Comments : The sandman(acrostic mix)

  • 11 years ago

    by Tara Kay

    Tony...this was both uplifting, strong, and emotional...
    You just killed that contest with these awesome skills...Amazing!

    Wow

  • 11 years ago

    by Darren

    Tony this is great, nice to see you playing about with forms.

    there is a lot of emotion in this.

    love how your priorities change as the poem progresses
    awesome write

  • 11 years ago

    by PinkyPrincess

    Wow!!! I love this poem!!! I really enjoyed it from start to finish.

    The quote in the beginning was perfect. Simple and to the point - and it drew me in as the reader. I really love how you wrote this poem... it just all linked perfectly. I think we could all relate to it in a way, because we all wish there was world peace, and all the conflicts such as hunger and poverty could be solved. But realistically it's too difficult to change it all.

    I like how you state that your dream is simple and then you explain what it is, which is really sweet and romantic.

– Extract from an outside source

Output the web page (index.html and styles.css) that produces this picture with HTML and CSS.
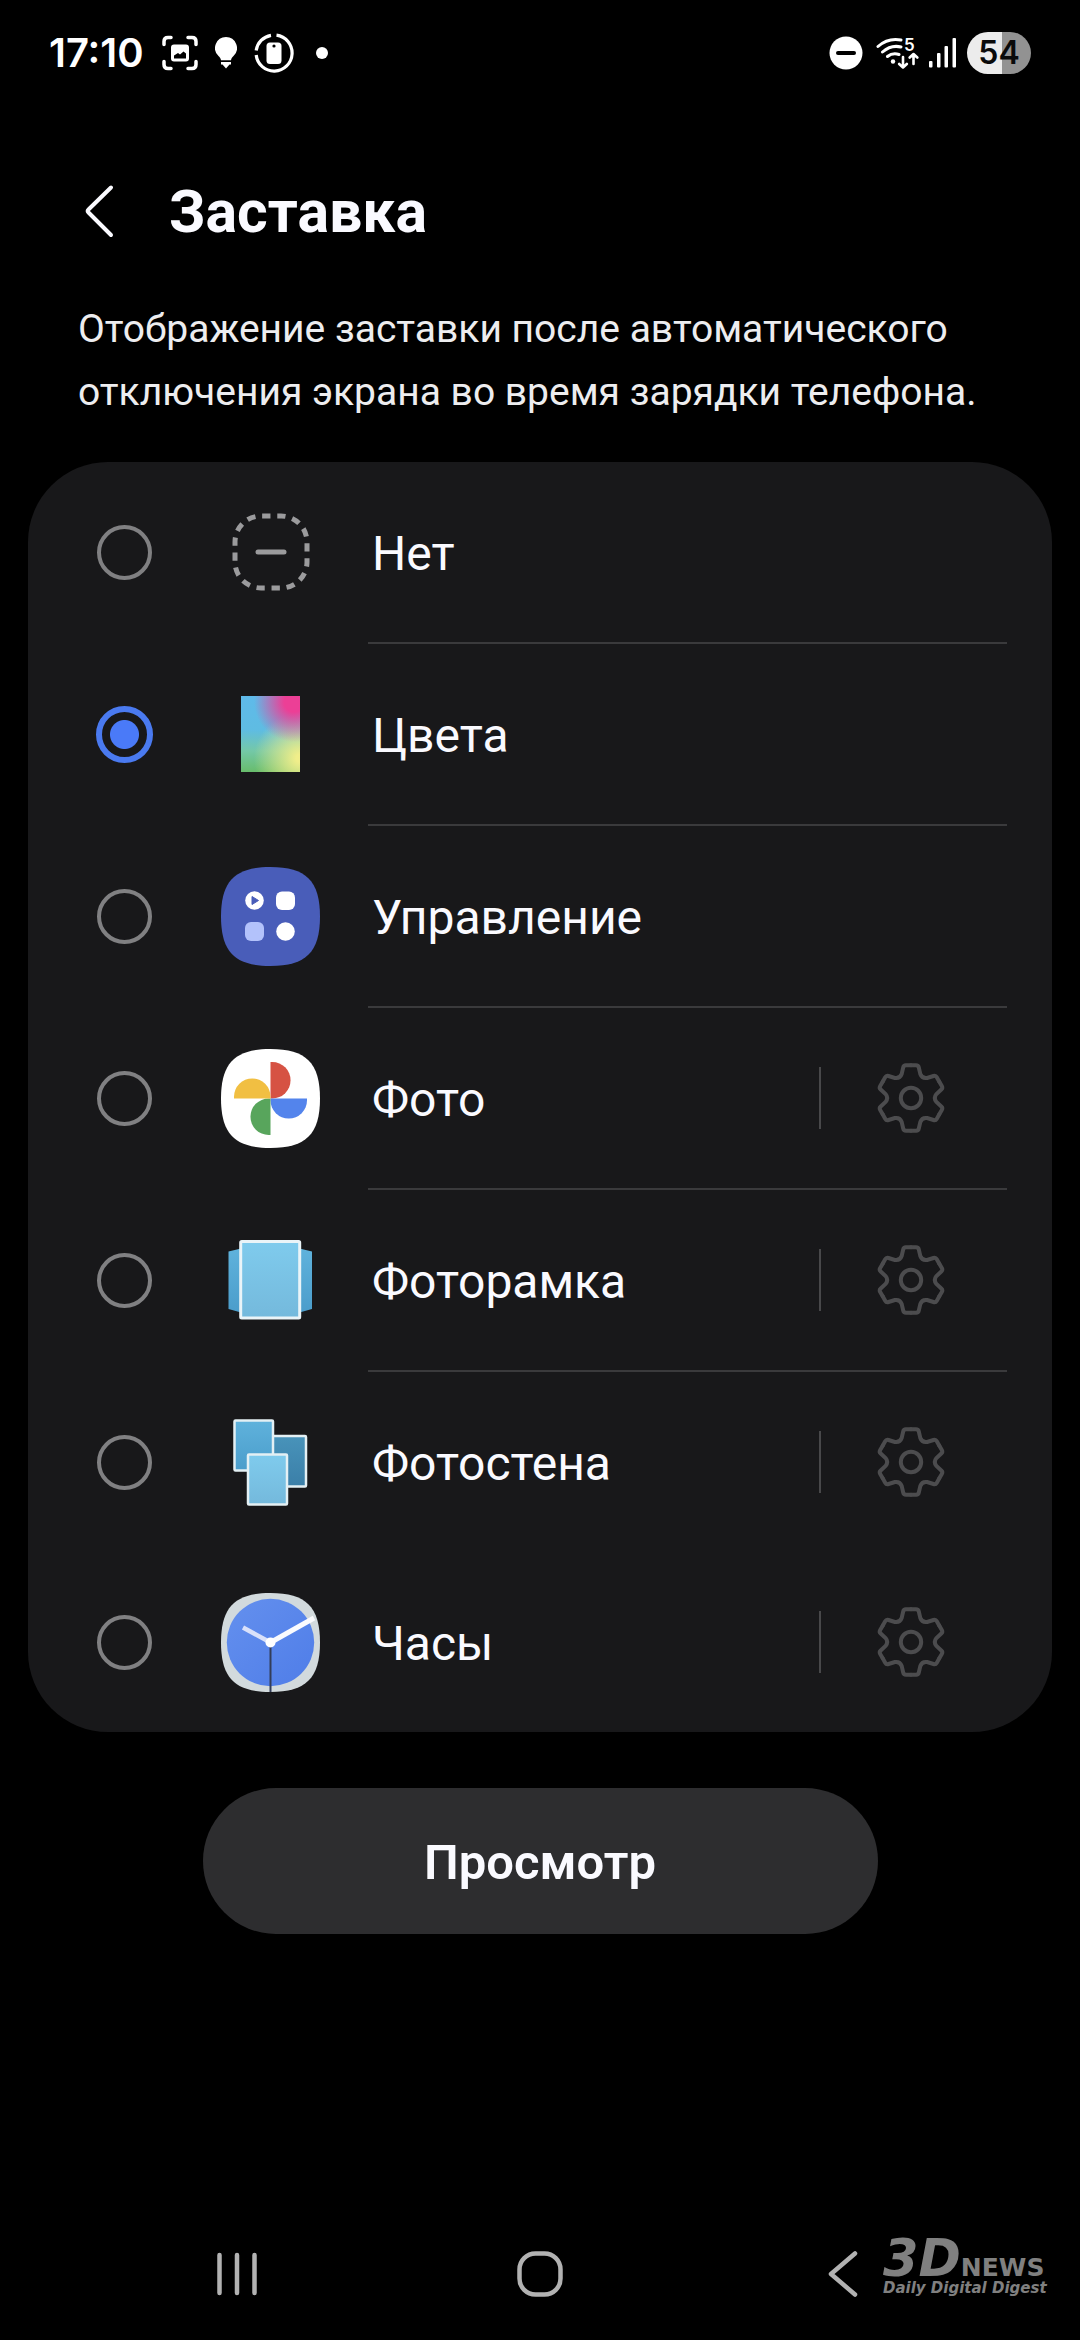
FILE: index.html
```html
<!DOCTYPE html>
<html lang="ru">
<head>
<meta charset="utf-8">
<meta name="viewport" content="width=device-width, initial-scale=1">
<title>Заставка</title>
<link rel="stylesheet" href="styles.css">
</head>
<body>
<svg class="defs" aria-hidden="true">
  <defs>
    <path id="squircle" d="M49.500 0C14 0 0 14 0 49.500S14 99 49.500 99 99 85 99 49.500 85 0 49.500 0Z"/>
    <path id="tooth" d="M0-32.700H5Q7.300-32.700 7.800-30.500L9.300-24Q11.100-19.200 16.100-20.050L22.500-22Q24.700-22.700 25.800-20.700L28.300-16.350"/>
    <symbol id="gear" viewBox="-36 -36 72 72">
      <g fill="none" stroke="#4c4c4e" stroke-width="4" stroke-linecap="round">
        <use href="#tooth"/>
        <use href="#tooth" transform="rotate(60)"/>
        <use href="#tooth" transform="rotate(120)"/>
        <use href="#tooth" transform="rotate(180)"/>
        <use href="#tooth" transform="rotate(240)"/>
        <use href="#tooth" transform="rotate(300)"/>
        <circle r="10.200"/>
      </g>
    </symbol>
    <linearGradient id="sky" x2="0" y2="1"><stop stop-color="#7fcbed"/><stop offset="1" stop-color="#74b9dc"/></linearGradient>
    <linearGradient id="mid" x2="0" y2="1"><stop stop-color="#5fb2dc"/><stop offset="1" stop-color="#4b9dcb"/></linearGradient>
    <linearGradient id="deep" x2="0" y2="1"><stop stop-color="#4893ba"/><stop offset="1" stop-color="#3b7fa8"/></linearGradient>
    <linearGradient id="dial" x2="1" y2="1"><stop stop-color="#6490ee"/><stop offset="1" stop-color="#4f7de8"/></linearGradient>
  </defs>
</svg>

<div class="screen">
  <header class="status">
    <div class="status-left">
      <time class="clock">17:10</time>
      <svg width="37" height="36" viewBox="0 0 37 36" fill="none" stroke="#fff" stroke-width="3.500" stroke-linecap="round">
        <path d="M10 2.500H7Q3 2.500 3 6.500V9.500M27 2.500h4q4 0 4 4V9.500M10 33.500H7q-4 0-4-4V26.500M27 33.500h4q4 0 4-4V26.500"/>
        <path d="M13 9.500h12a3 3 0 0 1 3 3v11a3 3 0 0 1-3 3H13a3 3 0 0 1-3-3v-11a3 3 0 0 1 3-3zm0 14h12v-5l-2.500-2-3.500 3-2-1.500-4 2.500z" fill="#fff" fill-rule="evenodd" stroke="none"/>
      </svg>
      <svg width="22" height="34" viewBox="0 0 22 34" fill="#fff">
        <path d="M11 1a11 11 0 0 1 7.500 19c-1.500 1.500-2.200 2.500-2.500 4.200H6c-.3-1.700-1-2.700-2.500-4.200A11 11 0 0 1 11 1zM6 26h10v2.500h-1.500L11 32.500 7.500 28.500H6z"/>
      </svg>
      <svg width="40" height="40" viewBox="0 0 40 40">
        <path d="M22.500 2.200A18 18 0 1 1 2.200 22M2.200 17.500A18 18 0 0 1 17 2.300" fill="none" stroke="#fff" stroke-width="3.200"/>
        <rect x="12.500" y="9.500" width="15" height="21.500" rx="3.500" fill="#fff"/>
        <circle cx="20" cy="13" r="1.600"/>
      </svg>
      <svg width="22" height="12" viewBox="0 0 22 12"><circle cx="11" cy="6" r="6" fill="#fff"/></svg>
    </div>
    <div class="status-right">
      <svg width="37" height="34" viewBox="0 0 37 34">
        <circle cx="17" cy="17" r="16.500" fill="#fff"/>
        <path d="M9 17h16" stroke="#000" stroke-width="4" stroke-linecap="round"/>
      </svg>
      <svg width="43" height="34" viewBox="0 0 43 34" fill="none" stroke="#fff" stroke-width="3" stroke-linecap="round" stroke-linejoin="round">
        <path d="M2 10.500Q12 1.500 25 4M6.500 16Q15 8.500 25 11M11.500 20.500q5-4 11.500-2"/>
        <circle cx="17" cy="25.500" r="2.200" fill="#fff" stroke="none"/>
        <path d="M27 21v10M23.200 28l3.800 3.500 3.800-3.500M37.500 28V18.500M33.700 21.500l3.800-3.500 3.800 3.500" stroke-width="2.600"/>
        <text class="wifi-band" x="28" y="15">5</text>
      </svg>
      <svg width="28" height="30" viewBox="0 0 28 30" fill="#fff">
        <rect x="0" y="23" width="3.500" height="6.500" rx="1"/><rect x="8" y="15" width="3.500" height="14.500" rx="1"/><rect x="15.500" y="8" width="3.500" height="21.500" rx="1"/><rect x="23.500" y="0" width="3.500" height="29.500" rx="1"/>
      </svg>
      <span class="battery">54</span>
    </div>
  </header>

  <main>
    <div class="title-bar">
      <button class="back" type="button" aria-label="Назад">
        <svg width="44" height="60" viewBox="0 0 44 60" fill="none" stroke="#fafaff" stroke-width="4" stroke-linecap="round" stroke-linejoin="round"><path d="M33 5.500 10.500 27.500Q9 29 10.500 30.500L33 53"/></svg>
      </button>
      <h1>Заставка</h1>
    </div>
    <p class="description">Отображение заставки после автоматического отключения экрана во время зарядки телефона.</p>

    <ul class="card">
      <li>
        <div class="row">
          <label class="option">
            <input type="radio" name="saver">
            <svg class="icon" viewBox="0 0 99 99" fill="none" stroke="#9b9b9d" stroke-width="5">
              <rect x="14" y="13" width="72" height="72" rx="26" pathLength="32" stroke-dasharray="1.100 .9" stroke-dashoffset="-.15"/>
              <path d="M37 49h26" stroke-linecap="round"/>
            </svg>
            <span>Нет</span>
          </label>
        </div>
      </li>
      <li>
        <div class="row">
          <label class="option">
            <input type="radio" name="saver" checked>
            <span class="icon"><span class="palette"></span></span>
            <span>Цвета</span>
          </label>
        </div>
      </li>
      <li>
        <div class="row">
          <label class="option">
            <input type="radio" name="saver">
            <svg class="icon" viewBox="0 0 99 99" fill="#fff">
              <use href="#squircle" fill="#495db9"/>
              <circle cx="33.500" cy="33.500" r="9.300"/>
              <path d="M31 29.500v8l6.500-4z" fill="#495db9" stroke="#495db9" stroke-linejoin="round"/>
              <rect x="55" y="24.500" width="19" height="18.500" rx="6"/>
              <rect x="24" y="55" width="19" height="19" rx="6" fill="#b3c2fb"/>
              <circle cx="64.500" cy="64.500" r="9.300"/>
            </svg>
            <span>Управление</span>
          </label>
        </div>
      </li>
      <li>
        <div class="row">
          <label class="option">
            <input type="radio" name="saver">
            <svg class="icon" viewBox="0 0 99 99">
              <use href="#squircle" fill="#fff"/>
              <path d="M49.500 13h1.800a18.200 18.200 0 0 1 0 36.500h-1.800z" fill="#d65243"/>
              <path d="M49.500 13h1.800a18.200 18.200 0 0 1 0 36.500h-1.800z" fill="#5384ec" transform="rotate(90 49.500 49.500)"/>
              <path d="M49.500 13h1.800a18.200 18.200 0 0 1 0 36.500h-1.800z" fill="#58a55c" transform="rotate(180 49.500 49.500)"/>
              <path d="M49.500 13h1.800a18.200 18.200 0 0 1 0 36.500h-1.800z" fill="#f1bf42" transform="rotate(270 49.500 49.500)"/>
            </svg>
            <span>Фото</span>
          </label>
          <span class="separator"></span>
          <button class="settings" type="button" aria-label="Настройки: Фото"><svg width="72" height="72"><use href="#gear"/></svg></button>
        </div>
      </li>
      <li>
        <div class="row">
          <label class="option">
            <input type="radio" name="saver">
            <svg class="icon" viewBox="0 0 99 99">
              <path d="M7.500 20.500 20 17.500V81.500L7.500 78zM91 20.500 78.500 17.500V81.500L91 78z" fill="url(#mid)"/>
              <rect x="19.700" y="10.500" width="59" height="76.500" rx="1" fill="url(#sky)" stroke="#eaf4f8" stroke-width="3"/>
            </svg>
            <span>Фоторамка</span>
          </label>
          <span class="separator"></span>
          <button class="settings" type="button" aria-label="Настройки: Фоторамка"><svg width="72" height="72"><use href="#gear"/></svg></button>
        </div>
      </li>
      <li>
        <div class="row">
          <label class="option">
            <input type="radio" name="saver">
            <svg class="icon" viewBox="0 0 99 99" stroke="#e4f0f4" stroke-width="2.500">
              <rect x="45" y="23" width="40" height="50.500" rx="1" fill="url(#deep)"/>
              <rect x="13.500" y="7.500" width="38.500" height="50" rx="1" fill="url(#mid)"/>
              <rect x="27" y="41.500" width="39" height="50" rx="1" fill="url(#sky)"/>
            </svg>
            <span>Фотостена</span>
          </label>
          <span class="separator"></span>
          <button class="settings" type="button" aria-label="Настройки: Фотостена"><svg width="72" height="72"><use href="#gear"/></svg></button>
        </div>
      </li>
      <li>
        <div class="row">
          <label class="option">
            <input type="radio" name="saver">
            <svg class="icon" viewBox="0 0 99 99" fill="none">
              <use href="#squircle" fill="#d2dadd"/>
              <circle cx="49.500" cy="49.500" r="43.700" fill="url(#dial)"/>
              <path d="M49.500 52v47" stroke="#333d58" stroke-width="2"/>
              <path d="M49.500 49.500 22 34.500" stroke="#d9e1fa" stroke-width="4.500"/>
              <path d="M49.500 49.500 93 25" stroke="#fafbfe" stroke-width="5"/>
              <circle cx="49.500" cy="49.500" r="5" fill="#fff"/>
            </svg>
            <span>Часы</span>
          </label>
          <span class="separator"></span>
          <button class="settings" type="button" aria-label="Настройки: Часы"><svg width="72" height="72"><use href="#gear"/></svg></button>
        </div>
      </li>
    </ul>

    <button class="preview" type="button">Просмотр</button>
  </main>

  <nav class="system-nav">
    <button type="button" aria-label="Последние"><svg width="48" height="48" viewBox="0 0 48 48" stroke="#b2b2b2" stroke-width="4.500" stroke-linecap="round"><path d="M6.500 5v38M24 5v38M41.500 5v38"/></svg></button>
    <button type="button" aria-label="Главный экран"><svg width="48" height="48" viewBox="0 0 48 48" fill="none" stroke="#b2b2b2" stroke-width="4.500"><rect x="3.500" y="3.500" width="41" height="41" rx="16"/></svg></button>
    <button type="button" aria-label="Назад"><svg width="48" height="48" viewBox="0 0 48 48" fill="none" stroke="#b2b2b2" stroke-width="4.500" stroke-linecap="round" stroke-linejoin="round"><path d="M36 3.500 12 24 36 44.500"/></svg></button>
  </nav>

  <div class="watermark">
    <div class="brand"><span class="brand-3d">3D</span><span class="brand-news">NEWS</span></div>
    <div class="tagline">Daily Digital Digest</div>
  </div>
</div>
</body>
</html>
```
FILE: styles.css
```css
* {
  box-sizing: border-box;
}

body {
  margin: 0;
  background: #000;
  color: #fafaff;
  font-family: Roboto, "Noto Sans", sans-serif;
}

button {
  padding: 0;
  border: 0;
  background: none;
  color: inherit;
  font: inherit;
}

svg {
  display: block;
  flex: none;
}

.defs {
  position: absolute;
  width: 0;
  height: 0;
}

.screen {
  position: relative;
  display: flex;
  flex-direction: column;
  min-height: 100vh;
}

/* Status bar */
.status {
  display: flex;
  justify-content: space-between;
  align-items: center;
  height: 106px;
  padding: 0 49px;
  color: #fff;
  font-family: Inter, sans-serif;
  font-weight: 600;
}

.status-left,
.status-right {
  display: flex;
  align-items: center;
}

.status-left {
  gap: 17px;
}

.status-right {
  gap: 10px;
}

.clock {
  font-size: 40px;
  line-height: 48px;
}

.wifi-band {
  fill: #fff;
  stroke: none;
  font-size: 17px;
}

.battery {
  width: 64px;
  border-radius: 21px;
  background: linear-gradient(90deg, #ececec 54%, #929292 54%);
  color: #0a0a0a;
  font-size: 32px;
  line-height: 42px;
  text-align: center;
}

/* Title and description */
.title-bar {
  display: flex;
  align-items: center;
  gap: 47px;
  padding: 71px 78px 51px;
}

h1 {
  margin: 0;
  font-size: 59px;
  font-weight: 700;
  line-height: 70px;
}

.description {
  margin: 0;
  padding: 0 78px;
  color: #ededef;
  font-size: 39px;
  line-height: 63px;
}

/* List of screen savers */
.card {
  margin: 38px 28px 0;
  padding: 0;
  border-radius: 80px;
  background: #18181a;
  list-style: none;
}

.card li:nth-child(-n + 5)::after {
  content: "";
  display: block;
  height: 2px;
  margin: 0 45px 0 340px;
  background: #3a3a3c;
}

.row {
  display: flex;
  align-items: center;
  min-height: 180px;
}

.option {
  display: flex;
  flex: 1;
  align-items: center;
  padding-left: 68px;
  font-size: 48px;
  line-height: 60px;
}

.option > span:last-child {
  padding-top: 3px;
}

.option input {
  flex: none;
  width: 55px;
  height: 55px;
  margin: 0 69px 0 1px;
  border: 4px solid #808082;
  border-radius: 50%;
  appearance: none;
}

.option input:checked {
  width: 57px;
  height: 57px;
  margin: 0 68px 0 0;
  border: 6px solid #4a7af0;
  background: radial-gradient(circle, #4a7af8 14px, transparent 15px);
}

.icon {
  display: flex;
  flex: none;
  align-items: center;
  justify-content: center;
  width: 99px;
  height: 99px;
  margin-right: 52px;
}

.palette {
  width: 59px;
  height: 76px;
  background:
    radial-gradient(circle at 90% 8%, #ec3f96 10px, #ec3f9600 40px),
    radial-gradient(circle at 100% 82%, #f0ee8a 4px, #f0ee8a00 46px),
    linear-gradient(#5fbaea, #5fbce2 45%, #74c8a8 72%, #68bd6c);
}

.separator {
  width: 2px;
  height: 62px;
  background: #48484a;
}

.settings {
  display: flex;
  align-items: center;
  justify-content: center;
  width: 180px;
  height: 180px;
  margin-right: 51px;
}

.preview {
  display: block;
  width: 62.5%;
  margin: 56px auto 0;
  padding: 45px 0 41px;
  border-radius: 73px;
  background: #2d2d2f;
  font-size: 49px;
  font-weight: 600;
  line-height: 60px;
}

/* System navigation */
.system-nav {
  display: grid;
  grid-template-columns: repeat(3, 1fr);
  height: 132px;
  margin-top: auto;
  padding: 0 86px;
}

.system-nav button {
  display: flex;
  align-items: center;
  justify-content: center;
}

/* Watermark over the bottom corner */
.watermark {
  position: absolute;
  right: 32px;
  bottom: 44px;
  width: 165px;
  color: #808080;
  font-family: "DejaVu Sans", sans-serif;
  font-weight: 700;
}

.brand {
  display: flex;
  align-items: baseline;
}

.brand-3d {
  font-size: 51px;
  font-style: italic;
  line-height: 40px;
}

.brand-news {
  font-size: 25px;
  line-height: 24px;
}

.tagline {
  font-size: 15px;
  font-style: italic;
  line-height: 16px;
  white-space: nowrap;
}
```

    Lastly - I love the ending! I like the cyclical structure here... it really made the poem more powerful and touching.

    I was moved by this poem... <3

  • 11 years ago

    by Baby Rainbow

    I really liked this poem, it did have a simliar feel to what mine was. I thought you took the challenge and made it into something very positive and creative. I liked the form you picked, using the acrostic.

    Thank you for sharing this, I am sure it will make others feel better if they read this and are feeling a bit hopless.

  • 11 years ago

    by Hannah Lizette

    This is really creative! i love the acrostic inside the poem, as well as the quote at the beginning and how you incorporated it in the ending!

    moving piece, love it

  • 11 years ago

    by Liz

    "Memories will forever disappear
    Slowly, unless you give them life."

    These lines really spoke to me. I loved the whole poem, but those lines especially..

  • 10 years ago

    by Marcy Lewis

    There's a few punctuation errors, but I really don't feel like pointing them out. Just spaces after commas, and check the apostrophe situation. :p This poem is overall, very beautiful. The title is very creative in with the whole sleeping/dream thing.

    First stanza: I like that you stated the world's dream thing. How all wishes are generally the same when you wish for the world. Peace, full bellies, bravery and such. But you wrote it in a way that made it more than just the over-said versions. It made an impact. Those things never fail to push on my heart. The world is an unfair place. If only the shooting stars worked, eh?

    Second stanza: So true. If I were being honest, I'd say I'd still totally like to do that, in a sense. Every child's dream is to one day be a superstar.

    Third stanza: What we wish for when we turn into grown ups. You're basically just summing up MY thoughts, so I'm generalizing that you're speaking for every mind, but still. To have a spouse, and children, and making a NEW life, is what so many people hope and wish for. I do find it odd that you're wording this very simply, and no part of it is stale. Props.

    Going for the glory, and going to make a change, impact, do what you want is a very inspiring thing. Doing it with the incentive of changing the lives of others is even better.